Today, in the year 2023, generally we're all aware that Photoshopped images can be (and are often) created and posted minus any disclaimer. We know to look out for them on Instagram, via curvy door frames or wobbly floor tiles. The Kardashians are often called out for their Photoshop fails. We're also slowly coming around to the idea that videos can be distorted too, thanks to the likes of Nicki Minaj's 'slimming filter' glitch and ITVX's new series, Deep Fake Neighbour Wars, which tenuously sees the likes of 'Idris Elba', 'Greta Thunberg' and 'Kim Kardashian' being argumentative neighbours. (The celebs are AI-generated and combined with the bodies of impersonators, who also do voiceovers.)
How on earth ITVX has been able to get away with using the likenesses of these celebrities is curious and creepy in equal measure, but, presumably, the sheer lack of solid legislation that's in place (something the government have promised will be partially addressed in the new Online Safety Bill) surrounding deepfaking someone's image, with or without their consent, is part of the reason why. When asked, a spokesperson from ITVX said that: "Comedy entertainment shows with impressionists have been on our screens since television began, the difference with our show is that we're using the very latest AI technology to bring an exciting fresh perspective to the genre." They also run a disclaimer at the start of each episode saying none of the celebs involved have consented, and have a 'Deep Fake' watermark on the screen throughout.
But, when it comes to discussing the rules surrounding deepfaked audio – rules are even flimsier – and now, we're seeing the damage voice-cloning can do play out just as quickly. Sadly, it's something Emma Watson has once again been targeted with, on a terrifying scale. Recently, an uncanny AI-generated voice clip of 'her' reading out Adolf Hitler's Mein Kampf (in which the murderous dictator outlines his political manifesto) was posted onto 4chan, a chat forum site known to have dark undercurrents and a strong incel community, showing just how powerful (and accessible) this tech is becoming. On a bigger scale, in 2020, well-versed criminals even used deepfake audio to trick a bank manager in Hong Kong into authorising a $35 million transfer.

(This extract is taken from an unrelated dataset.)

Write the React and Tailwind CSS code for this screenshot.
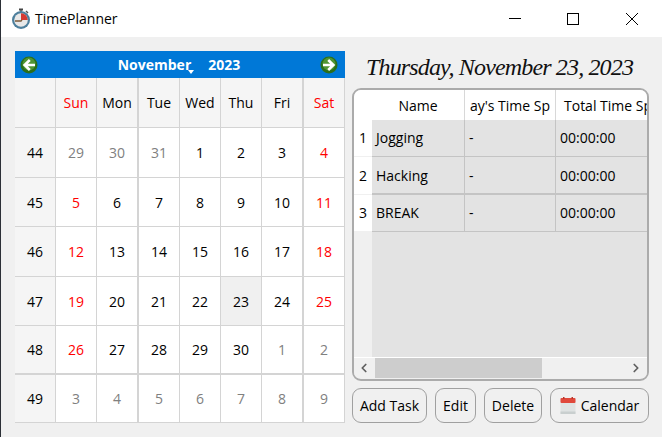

Concerns have also been raised about the use of deepfaked audio (or 'deep voicing') when it comes to blackmailing individuals, or the possibility of falsified clips being put forward as evidence during legal trials. So, what can we do about it all?
Technology site Motherboard suggests that the clip of Watson was made using ElevenLabs' (an "AI speech platform promising to revolutionize audio storytelling" which is still in the beta testing stage) voice-simulating programme. Other publications have backed this, with The Verge also experimenting and reporting being able to puppeteer Joe Biden's voice into reading a script they'd written in a number of minutes. In response to these concerns being raised in the press and on social media, ElevenLabs later posted a thread on Twitter saying that they would be clamping down on those wanting to use their voice-copying AI anonymously, or for harmful reasons.
"We’ve always had the ability to trace any generated audio clip back to a specific user. We'll now go a step further and release a tool which lets anyone verify whether a particular sample was generated using our technology and report misuse," a statement posted 31 January read. "Almost all of the malicious content was generated by free, anonymous accounts. Additional identity verification is necessary. For this reason, VoiceLab will only be available on paid tiers. This change will be rolled out ASAP."
It continued on to say: "We're tracking harmful content that gets reported to us back to the accounts it originated from and we're banning those accounts for violating our policy [...] We will continue to monitor the situation."
As for possible positive uses for deepfaked audio? Some have suggested it could help transform scripts into podcasts or radio plays, be beneficial for creating audiobooks and be of use for visually impaired users. The likes of ElevenLabs also have non-celebrity voices available to deliver any text/wording required, with human-sounding tone, inclination and speech pattern (which is to say: robots simply do not sound like robots anymore) – but they're far from the only company dabbling in this field, or offering users the chance to create their own deepvoiced scenarios.
This is just another big societal wake-up call: deepfake technology – and AI generally – will become further entrenched in every aspect of our lives, and that makes it more important than ever to remain vigilant to it. The powers that be in the tech sphere must better control the beasts they have built, and the government must hold them accountable for doing so.